In the 5-4 gay marriage case, Obergefell v. Hodges, Roberts wrote the lead dissent from Justice Anthony Kennedy’s sweeping majority opinion that legalizes gay marriage in all 50 states. Roberts was notably gracious toward the gay couples who challenged state same-sex marriage bans. “If you are among the many Americans—of whatever sexual orientation—who favor expanding same-sex marriage, by all means celebrate today’s decision,” he wrote. “Celebrate the achievement of a desired goal. Celebrate the opportunity for a new expression of commitment to a partner. Celebrate the availability of new benefits. But do not celebrate the Constitution.

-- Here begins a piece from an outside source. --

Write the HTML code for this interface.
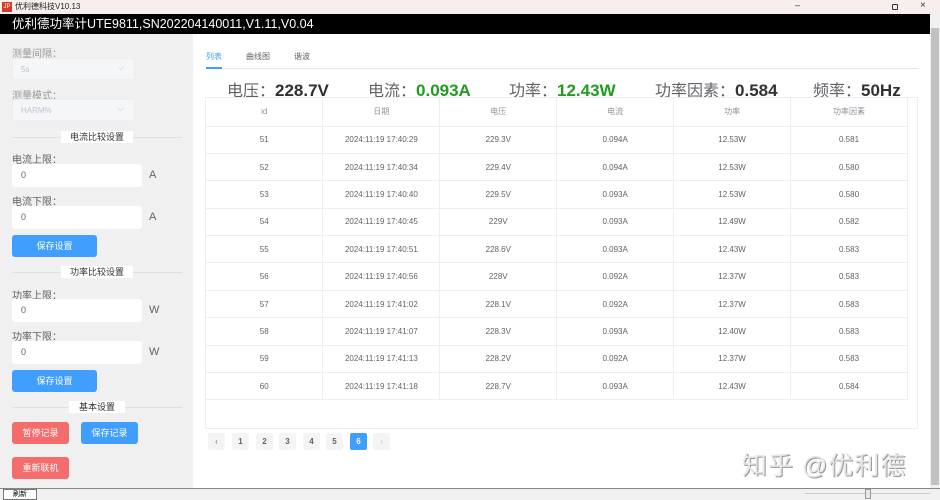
<!DOCTYPE html>
<html><head><meta charset="utf-8"><style>
*{margin:0;padding:0;box-sizing:border-box}
body{width:940px;height:500px;overflow:hidden;background:#fff;font-family:"Liberation Sans","Noto Sans CJK SC",sans-serif;position:relative;color:#606266}
.a{position:absolute}
.lbl{font-size:10px;color:#606266;left:12px}
.sel{left:12px;width:123px;height:22px;background:#f5f6f8;border:1px solid #eceef2;border-radius:3px;font-size:8px;color:#c0c4cc;padding:6px 8px}
.sel:after{content:"⌵";position:absolute;right:10px;top:3px;font-size:9px;color:#c0c4cc}
.inp{left:12px;width:130px;height:23px;background:#fff;border-radius:3px;font-size:9px;color:#606266;padding:6px 9px}
.unit{left:149px;font-size:11px;color:#606266}
.div{left:12px;width:170px;height:1px;background:#dcdfe6}
.dt{background:#fff;font-size:9px;color:#303133;text-align:center;height:12px;line-height:12px}
.btn{height:22px;border-radius:3px;color:#fff;font-size:9px;text-align:center;line-height:22px}
.blue{background:#409eff}.red{background:#f56c6c}
table{border-collapse:collapse;position:absolute;left:206px;top:98px;width:702px;table-layout:fixed}
td{border-right:1px solid #ebeef5;border-bottom:1px solid #ebeef5;height:27.4px;text-align:center;font-size:8px;color:#606266}
tr.h td{height:28px;color:#909399}
.pg{top:433px;width:17px;height:17px;background:#f4f4f5;font-size:8px;text-align:center;line-height:17px;color:#606266;font-weight:bold;border-radius:2px}
.big{top:77px;font-size:16px;color:#606266;white-space:nowrap}
.big b{font-size:17px;color:#303133}
.big b.g{color:#1f9d1f}
</style></head><body>
<div class="a" style="left:0;top:0;width:940px;height:14px;background:#f6efec"></div>
<div class="a" style="left:2px;top:2px;width:10px;height:10px;background:#d23b2a;color:#fff;font-size:6px;line-height:10px;text-align:center">JP</div>
<div class="a" style="left:15px;top:1px;font-size:8px;color:#222">优利德科技V10.13</div>
<div class="a" style="left:795px;top:0;font-size:9px;color:#333">–</div>
<div class="a" style="left:892px;top:4px;width:6px;height:6px;border:1px solid #333;border-radius:1px"></div>
<div class="a" style="left:920px;top:0px;font-size:10px;color:#333">×</div>
<div class="a" style="left:0;top:14px;width:930px;height:20px;background:#000;color:#fff;font-size:12.5px;line-height:20px;padding-left:12px">优利德功率计UTE9811,SN202204140011,V1.11,V0.04</div>
<div class="a" style="left:930px;top:14px;width:10px;height:474px;background:#f0f0f0"></div>
<div class="a" style="left:931px;top:28px;width:8px;height:457px;background:#c1c1c1"></div>
<div class="a" style="left:0;top:34px;width:193px;height:454px;background:#f0f0f0"></div>
<div class="a lbl" style="top:45px;color:#999">测量间隔：</div>
<div class="a sel" style="top:58px">5s</div>
<div class="a lbl" style="top:87px;color:#999">测量模式：</div>
<div class="a sel" style="top:99px">HARM%</div>
<div class="a div" style="top:137px"></div>
<div class="a dt" style="left:61px;top:131px;width:72px">电流比较设置</div>
<div class="a lbl" style="top:151px">电流上限：</div>
<div class="a inp" style="top:164px">0</div><div class="a unit" style="top:169px">A</div>
<div class="a lbl" style="top:193px">电流下限：</div>
<div class="a inp" style="top:206px">0</div><div class="a unit" style="top:211px">A</div>
<div class="a btn blue" style="left:12px;top:235px;width:85px">保存设置</div>
<div class="a div" style="top:272px"></div>
<div class="a dt" style="left:61px;top:266px;width:72px">功率比较设置</div>
<div class="a lbl" style="top:287px">功率上限：</div>
<div class="a inp" style="top:299px">0</div><div class="a unit" style="top:304px">W</div>
<div class="a lbl" style="top:328px">功率下限：</div>
<div class="a inp" style="top:341px">0</div><div class="a unit" style="top:346px">W</div>
<div class="a btn blue" style="left:12px;top:370px;width:85px">保存设置</div>
<div class="a div" style="top:407px"></div>
<div class="a dt" style="left:69px;top:401px;width:56px">基本设置</div>
<div class="a btn red" style="left:12px;top:422px;width:57px">暂停记录</div>
<div class="a btn blue" style="left:81px;top:422px;width:57px">保存记录</div>
<div class="a btn red" style="left:12px;top:457px;width:57px">重新联机</div>
<div class="a" style="left:0;top:488px;width:940px;height:12px;background:#f0f0f0;border-top:1px solid #888"></div>
<div class="a" style="left:3px;top:489px;width:34px;height:11px;background:#fff;border:1px solid #777;font-size:7px;text-align:center;line-height:9px;color:#000">刷新</div>
<div class="a" style="left:805px;top:493px;width:125px;height:1px;background:#ccc"></div>
<div class="a" style="left:865px;top:489px;width:6px;height:10px;background:#e8e8e8;border:1px solid #999"></div>
<div class="a" style="left:206px;top:51px;font-size:8px;color:#409eff">列表</div>
<div class="a" style="left:246px;top:51px;font-size:8px;color:#606266">曲线图</div>
<div class="a" style="left:294px;top:51px;font-size:8px;color:#606266">谐波</div>
<div class="a" style="left:206px;top:68px;width:712px;height:1px;background:#e4e7ed"></div>
<div class="a" style="left:206px;top:67px;width:16px;height:2px;background:#409eff"></div>
<div class="a big" style="left:227px">电压：<b>228.7V</b></div>
<div class="a big" style="left:368px">电流：<b class="g">0.093A</b></div>
<div class="a big" style="left:509px">功率：<b class="g">12.43W</b></div>
<div class="a big" style="left:655px">功率因素：<b>0.584</b></div>
<div class="a big" style="left:813px">频率：<b>50Hz</b></div>
<div class="a" style="left:205px;top:97px;width:713px;height:332px;border:1px solid #ebeef5"></div>
<table>
<tr class="h"><td>id</td><td>日期</td><td>电压</td><td>电流</td><td>功率</td><td>功率因素</td></tr>
<tr><td>51</td><td>2024:11:19 17:40:29</td><td>229.3V</td><td>0.094A</td><td>12.53W</td><td>0.581</td></tr>
<tr><td>52</td><td>2024:11:19 17:40:34</td><td>229.4V</td><td>0.094A</td><td>12.53W</td><td>0.580</td></tr>
<tr><td>53</td><td>2024:11:19 17:40:40</td><td>229.5V</td><td>0.093A</td><td>12.53W</td><td>0.580</td></tr>
<tr><td>54</td><td>2024:11:19 17:40:45</td><td>229V</td><td>0.093A</td><td>12.49W</td><td>0.582</td></tr>
<tr><td>55</td><td>2024:11:19 17:40:51</td><td>228.6V</td><td>0.093A</td><td>12.43W</td><td>0.583</td></tr>
<tr><td>56</td><td>2024:11:19 17:40:56</td><td>228V</td><td>0.092A</td><td>12.37W</td><td>0.583</td></tr>
<tr><td>57</td><td>2024:11:19 17:41:02</td><td>228.1V</td><td>0.092A</td><td>12.37W</td><td>0.583</td></tr>
<tr><td>58</td><td>2024:11:19 17:41:07</td><td>228.3V</td><td>0.093A</td><td>12.40W</td><td>0.583</td></tr>
<tr><td>59</td><td>2024:11:19 17:41:13</td><td>228.2V</td><td>0.092A</td><td>12.37W</td><td>0.583</td></tr>
<tr><td>60</td><td>2024:11:19 17:41:18</td><td>228.7V</td><td>0.093A</td><td>12.43W</td><td>0.584</td></tr>
</table>
<div class="a pg" style="left:208px;font-weight:normal">‹</div>
<div class="a pg" style="left:232px">1</div>
<div class="a pg" style="left:256px">2</div>
<div class="a pg" style="left:279px">3</div>
<div class="a pg" style="left:303px">4</div>
<div class="a pg" style="left:326px">5</div>
<div class="a pg" style="left:350px;background:#409eff;color:#fff">6</div>
<div class="a pg" style="left:373px;color:#c0c4cc;font-weight:normal">›</div>
<div class="a" style="left:742px;top:446px;font-size:25px;color:#e6e6e6;text-shadow:1px 1px 0 #999;letter-spacing:1px">知乎 @优利德</div>
</body></html>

It had nothing to do with it.”
By this he meant that Kennedy and the high court’s four-member liberal wing had concocted a constitutional right to same-sex marriage, one that short-circuited a still-roiling political debate in the states. “Whether same-sex marriage is a good idea should be of no concern to us,” Roberts wrote. “Under the Constitution, judges have power to say what the law is, not what it should be. … The fundamental right to marry does not include a right to make a state change its definition of marriage.”
Roberts grounded his position on gay marriage in judicial modesty and the credibility of the courts. He described himself as “skeptical that the legal abilities of judges also reflect insight into moral and philosophical issues.” Supreme Court justices, he continued, “are unelected and unaccountable.” The legitimacy of judicial authority “depends on confining it to the exercise of legal judgment. It is more attuned to the lessons of history, and what it has meant for the country and court when justices have exceeded their proper bounds.”
I happen to agree with the bottom line Roberts reached on Obamacare. I disagree with him on gay marriage. But over two consequential days at the highest court in the land, the chief justice has shown consistency in articulating the role of the leader of the judicial branch of government. For that he deserves bipartisan respect.